As a young African-American man who aspires to one day serve my state in the United States Senate, it would seem, much to my chagrin, that all the odds are not in my favor. The 112th Congress (2011-2013) did not have a single African-American Senator, and the incoming 113th Congress, which will serve from 2013-2015 will be African-American-less as well. The United States Senate has failed to have a African-American Senator since Roland Burris (who replaced Barack Obama when he assumed the office of President in 2009). And, before the people of the great state of Illinois sent Barack Obama to the Senate in 2004, there hadn’t been an African-American in that body since 1999. Only six African-Americans have served in the United States Senate since the inception of that body in April of 1789.
Once the stains of slavery were wiped from the nation’s conscience and Reconstruction was instituted, a glimpse of hope could be seen in regards to our union being further perfected and African Americans who had only recently been property– now being able to run and be chosen for statewide and national office. The reason I say chosen is clear in the profiles of two men, both from the state of Mississippi: Hiram Revels and Blanche K. Bruce. Not until 1913 were U.S. Senators directly elected by the population, rather they were chosen by their respective state legislatures. Hiram Revels was the first African American to serve in the United States Senate (and U.S. Congress overall) when on February 23, 1870 the Mississippi Senate voted 81-15 to send him as their Senator to Washington.
However, the oppugnant Democratic party opposed on the grounds that Revels, even though a citizen under the 14th amendment, could not take his seat because he had not met the nine-year citizen requirement of the United States Constitution. Revels and the Republicans would counter saying that he was born a free man and had been a citizen all his life (he was of mixed black and white ancestry). Thus, he was seated as the first African American Senator on February 25, 1870 after the body voted 48-8. Revels would hold his seat for one year until 1871 and chose not to seek reelection.

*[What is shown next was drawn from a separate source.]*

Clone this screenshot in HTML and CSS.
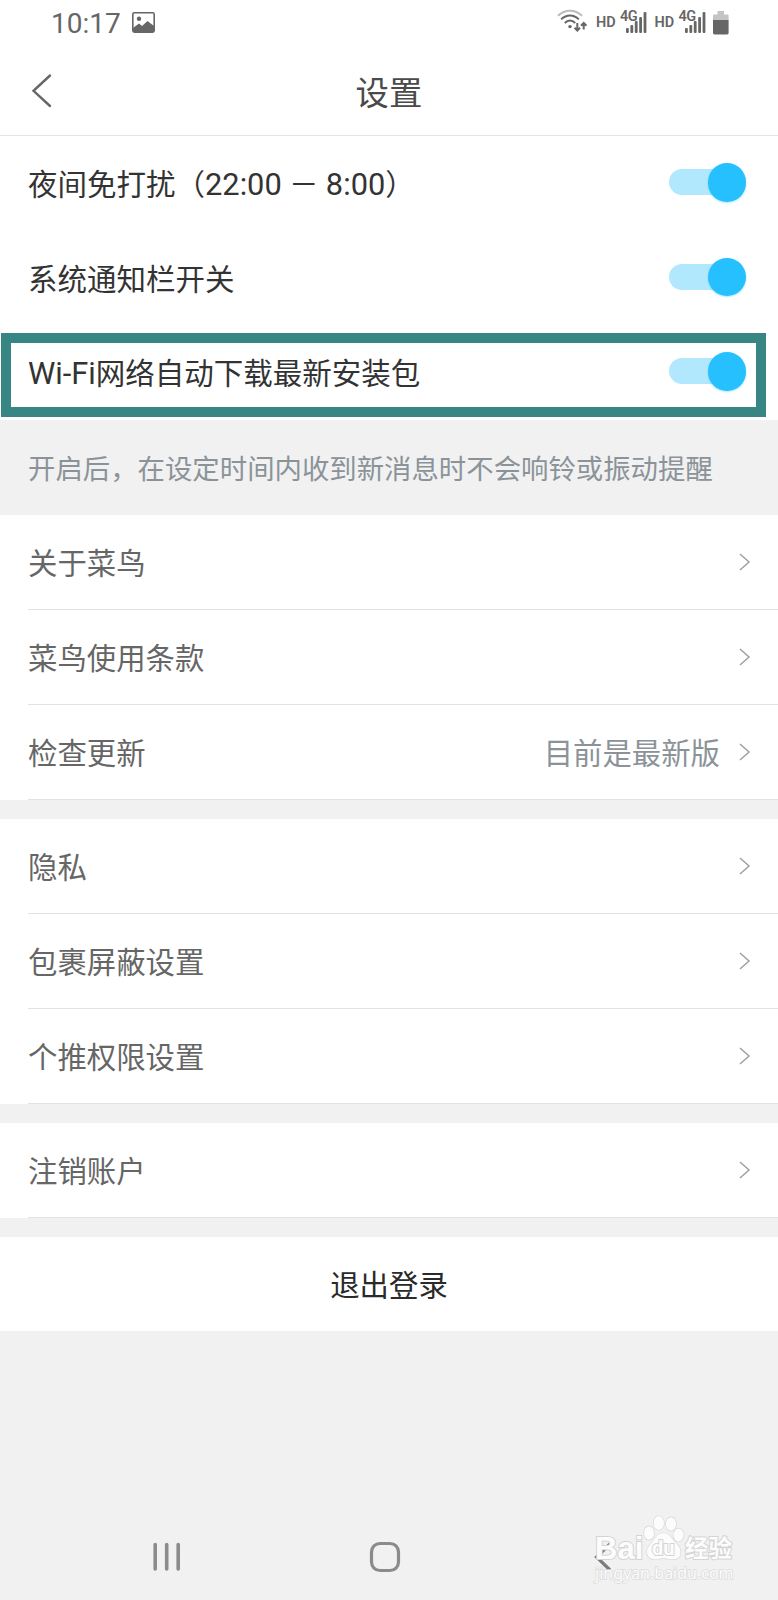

Not until March of 1875 did another African-American serve in the United States Senate, and his name was Blache Kelso Bruce. Bruce, like Revels was of mixed ancestry, and Republican who represented the state of Mississippi. Bruce holds the distinction of being the first former slave and African-American to preside over the United States Senate, a feat he accomplished in February of 1879. The next year he also became the first African-American to receive votes at the Republican National Convention when eight delegates cast ballots for him as Vice President to serve on the ticket with James Blaine. He retired from the Senate when President James A. Garfield named him as Registrar of the United States Treasury, where he holds the distinct honor of being the first African-American to have his signature on paper currency.
With the retirement of Bruce, the Senate would not have another African-American to grace its halls for 86 years until 1967 when Massachusetts elected Edward Brooke, who held that seat until 1979. Once Brooke was defeated, the Senate would be African-American-less until 1993 when Illinois elected Carolyn-Mosley Braun who became the first and to date only African American woman to hold a seat in the United States Senate. When Roland Burris chose not to run for reelection in 2010, the Senate lost the only African-American to grace its chamber.
There seems to be a major problem when the nation is rapidly becoming more diverse but its chief lawmaking body, well at least one chamber, is not reflective of that diversity. According to data by Politico, “if the United States Senate were representative of the United States population, then 16 of the 100 members would be African-American.” As stated before, this incoming class of United States Senators, will have zero African-Americans. This is a serious problem. It is almost insane to think that a nation with such an influential population can’t seem to get at least one African-American elected from across 50 states. Why is it such an arduous task to elect an African-American to statewide office when we have been able to elect one to the Presidency not once, but now twice? I for one know that there are plenty of talented, ambitious and worthy candidates who would be awesome individuals to serve as not only Senators, but also Governors and Attorneys General.